Giada Damen, the specialist who identified the Michelangelo drawing from the online submission, noted in a statement that the sale was one of the most successful Old Master drawings sales in the house’s 260-year history. “What an incredible day, and a highlight of my career,” said Damen. “As someone who truly loves and appreciates Old Master drawings, it was exhilarating to have multiple bidders on the phone, in the room, and online, all of whom realized the rarity and significance of this extraordinary object and the once-in-a-lifetime opportunity being presented. It was a privilege to be part of it.”

For Hugo Nathan, of London advisory firm Beaumont Nathan, the Michelangelo sale compared instructively with the Rembrandt drawing of the lion, which was guaranteed to sell, possibly stripping away some of the potential excitement; only two bidders vied for the piece.
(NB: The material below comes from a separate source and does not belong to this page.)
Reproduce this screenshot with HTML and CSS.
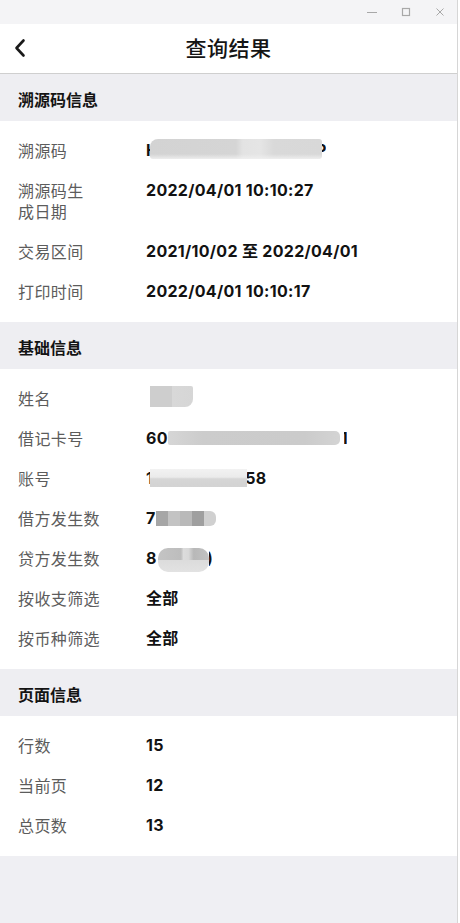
FILE: index.html
```html
<!DOCTYPE html>
<html lang="zh-CN">
<head>
<meta charset="utf-8">
<title>查询结果</title>
<link rel="stylesheet" href="styles.css">
</head>
<body>
<div class="app">
  <div class="titlebar">
    <svg class="wc" width="12" height="12" viewBox="0 0 12 12"><path d="M1 6.5H11" stroke="#a8a8a8" stroke-width="1"/></svg>
    <svg class="wc" width="12" height="12" viewBox="0 0 12 12"><rect x="2.5" y="2.5" width="7" height="7" fill="none" stroke="#a8a8a8" stroke-width="1.2"/></svg>
    <svg class="wc" width="12" height="12" viewBox="0 0 12 12"><path d="M2.5 2.5L9.5 9.5M9.5 2.5L2.5 9.5" stroke="#a8a8a8" stroke-width="1"/></svg>
  </div>
  <header class="nav">
    <svg class="back" width="14" height="20" viewBox="0 0 14 20"><path d="M10.5 2.5L3.5 10L10.5 17.5" fill="none" stroke="#1a1a1a" stroke-width="2.6" stroke-linecap="round" stroke-linejoin="round"/></svg>
    <h1 class="title">查询结果</h1>
  </header>

  <section class="group">
    <div class="group-head">溯源码信息</div>
    <div class="group-body">
      <div class="row"><div class="label">溯源码</div><div class="value"><span class="clip-r">H</span><span class="m m1"></span><span class="clip clip-p">P</span></div></div>
      <div class="row"><div class="label">溯源码生<br>成日期</div><div class="value">2022/04/01 10:10:27</div></div>
      <div class="row"><div class="label">交易区间</div><div class="value">2021/10/02 至 2022/04/01</div></div>
      <div class="row"><div class="label">打印时间</div><div class="value">2022/04/01 10:10:17</div></div>
    </div>
  </section>

  <section class="group">
    <div class="group-head">基础信息</div>
    <div class="group-body">
      <div class="row"><div class="label">姓名</div><div class="value"><span class="m m2"></span></div></div>
      <div class="row"><div class="label">借记卡号</div><div class="value"><span>60</span><span class="m m3"></span><span class="clip clip-one">1</span></div></div>
      <div class="row"><div class="label">账号</div><div class="value"><span>1</span><span class="m m4"></span><span>58</span></div></div>
      <div class="row"><div class="label">借方发生数</div><div class="value"><span>7</span><span class="m m5"><i></i><i></i><i></i><i></i><i></i></span></div></div>
      <div class="row"><div class="label">贷方发生数</div><div class="value"><span>8</span><span class="m m6"></span><span class="clip clip-paren">)</span></div></div>
      <div class="row"><div class="label">按收支筛选</div><div class="value">全部</div></div>
      <div class="row"><div class="label">按币种筛选</div><div class="value">全部</div></div>
    </div>
  </section>

  <section class="group">
    <div class="group-head">页面信息</div>
    <div class="group-body">
      <div class="row"><div class="label">行数</div><div class="value">15</div></div>
      <div class="row"><div class="label">当前页</div><div class="value">12</div></div>
      <div class="row"><div class="label">总页数</div><div class="value">13</div></div>
    </div>
  </section>
  <div class="filler"></div>
</div>
</body>
</html>
```

FILE: styles.css
```css
html, body {
  margin: 0;
  padding: 0;
  background: #ffffff;
}
body {
  font-family: "Noto Sans CJK SC", "Noto Sans", sans-serif;
}
.app {
  width: 457px;
  min-height: 923px;
  border-right: 1px solid #d6d6d6;
  background: #efeff3;
  display: flex;
  flex-direction: column;
}
.titlebar {
  height: 24px;
  background: #f4f4f6;
  display: flex;
  justify-content: flex-end;
  align-items: center;
  gap: 22px;
  padding-right: 11px;
}
.wc { display: block; }
.nav {
  height: 46px;
  padding-bottom: 3px;
  background: #ffffff;
  border-bottom: 1px solid #cfcfcf;
  display: flex;
  align-items: center;
  justify-content: center;
  position: relative;
}
.back {
  position: absolute;
  left: 13px;
  top: 14px;
}
.title {
  margin: 0;
  font-size: 21px;
  font-weight: 500;
  color: #151515;
  letter-spacing: 0.5px;
  line-height: 28px;
}
.group-head {
  height: 43px;
  padding-top: 4px;
  display: flex;
  align-items: center;
  padding-left: 18px;
  background: #eeeef2;
  font-size: 16px;
  font-weight: 600;
  color: #141414;
  line-height: 21px;
}
.group-body {
  background: #ffffff;
  padding: 10px 0;
}
.row {
  display: flex;
  align-items: flex-start;
  padding: 8.5px 0 10.5px;
  line-height: 21px;
}
.label {
  width: 128px;
  padding-left: 18px;
  flex: none;
  font-size: 16px;
  color: #5c5c5c;
  letter-spacing: 0.4px;
}
.value {
  font-family: Inter, "Noto Sans CJK SC", sans-serif;
  font-size: 16px;
  font-weight: 700;
  color: #121212;
  letter-spacing: 0.3px;
  height: 21px;
  line-height: 21px;
  display: flex;
  align-items: center;
  white-space: pre;
}
.m {
  display: inline-block;
  flex: none;
}
.clip-r {
  display: inline-block;
  width: 5px;
  overflow: hidden;
}
.clip {
  display: inline-block;
  overflow: hidden;
  flex: none;
}
.clip-p {
  width: 5px;
  text-indent: -5px;
  margin-left: -1px;
}
.clip-one {
  width: 3px;
  text-indent: -3px;
  margin-left: 4px;
}
.clip-paren {
  width: 3px;
  text-indent: -2px;
}
.m1 {
  width: 172px;
  height: 20px;
  margin-left: -1px;
  border-radius: 8px 3px 3px 3px;
  background:
    linear-gradient(to bottom, rgba(255,255,255,0) 0, rgba(255,255,255,0) 75%, rgba(240,240,240,0.9) 100%),
    linear-gradient(to right, #d3d3d3 0, #d5d5d5 50%, #e3e3e3 54%, #e5e5e5 64%, #d9d9d9 72%, #d8d8d8 100%);
  filter: blur(0.6px);
  transform: translateY(-1px);
}
.m2 {
  width: 43px;
  height: 21px;
  margin-left: 4px;
  border-radius: 0 2px 8px 0;
  background: linear-gradient(to right, #cecece 0, #cecece 50%, #d8d8d8 52%, #d6d6d6 100%);
  transform: translateY(-2px);
}
.m3 {
  width: 172px;
  height: 14px;
  margin-left: 0;
  border-radius: 2px 5px 5px 2px;
  background: linear-gradient(to right, #d6d6d6 0, #cccccc 20%, #cbcbcb 80%, #d4d4d4 100%);
  filter: blur(0.5px);
}
.m4 {
  width: 97px;
  height: 18px;
  margin-left: -3px;
  margin-right: -2px;
  background: linear-gradient(to bottom, #f2f2f2 0, #ebebeb 45%, #d6d6d6 55%, #d3d3d3 100%);
  filter: blur(0.6px);
  position: relative;
  z-index: 1;
}
.m5 {
  width: 60px;
  height: 15px;
  display: inline-flex;
  border-radius: 0 6px 6px 0;
  overflow: hidden;
}
.m5 i {
  flex: 1;
}
.m5 i:nth-child(1) { background: #a6a6a6; }
.m5 i:nth-child(2) { background: #c3c3c3; }
.m5 i:nth-child(3) { background: #b9b9b9; }
.m5 i:nth-child(4) { background: #9f9f9f; }
.m5 i:nth-child(5) { background: #d0d0d0; }
.m6 {
  width: 51px;
  height: 24px;
  margin-left: 1px;
  border-radius: 10px;
  background:
    linear-gradient(to bottom, rgba(0,0,0,0) 0, rgba(0,0,0,0) 48%, #dcdcdc 52%, #e2e2e2 100%),
    linear-gradient(to right, #c4c4c4 0, #bdbdbd 45%, #dcdcdc 50%, #d8d8d8 60%, #b8b8b8 70%, #c2c2c2 100%);
  filter: blur(0.5px);
  transform: translateY(2px);
}
.filler {
  flex: 1;
  background: #efeff3;
}
```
On the Michelangelo, he said, “I was one of three bidders over $20 million—and the estimate was $1.5 million to $2 million! That’s the magic of the Old Masters. There’s an element of luck and unpredictability that makes it a very fun market.”

In 2024, ARTnews’s George Nelson wrote that auctioneers are working to lure new collectors into the category, and in Nathan’s eyes, this week was a success in that regard. Indeed, at the Sotheby’s sale with the record-setting Rembrandt, the house reports that 15 percent of buyers are in their 30s, and nearly 20 percent of bidders were new to the house.

“We predicted that people from the more modern end of the market would look back and take an interest,” said Nathan. “There were enough museum-caliber things in these sales to excite those people and I think there was more activity from newcomers to Old Masters who are experienced collectors.”

For him, finding a supply of museum-caliber works still does present a challenge. The kind of material that legendary dealer Joseph Duveen sold to robber barons like the Fricks, Morgans, and Rockefellers is very hard to find, he said, “because generations of American collectors have gifted things to museums, and the museums themselves have been prolific buyers. There are plenty of people in the marketplace who could afford a Vermeer or Raphael—if there was one. There were three people who were quite happy to bid above $20 million for a Michelangelo drawing.”

The task for dealers today, he said, is to “reconfigure tastes to what’s available.”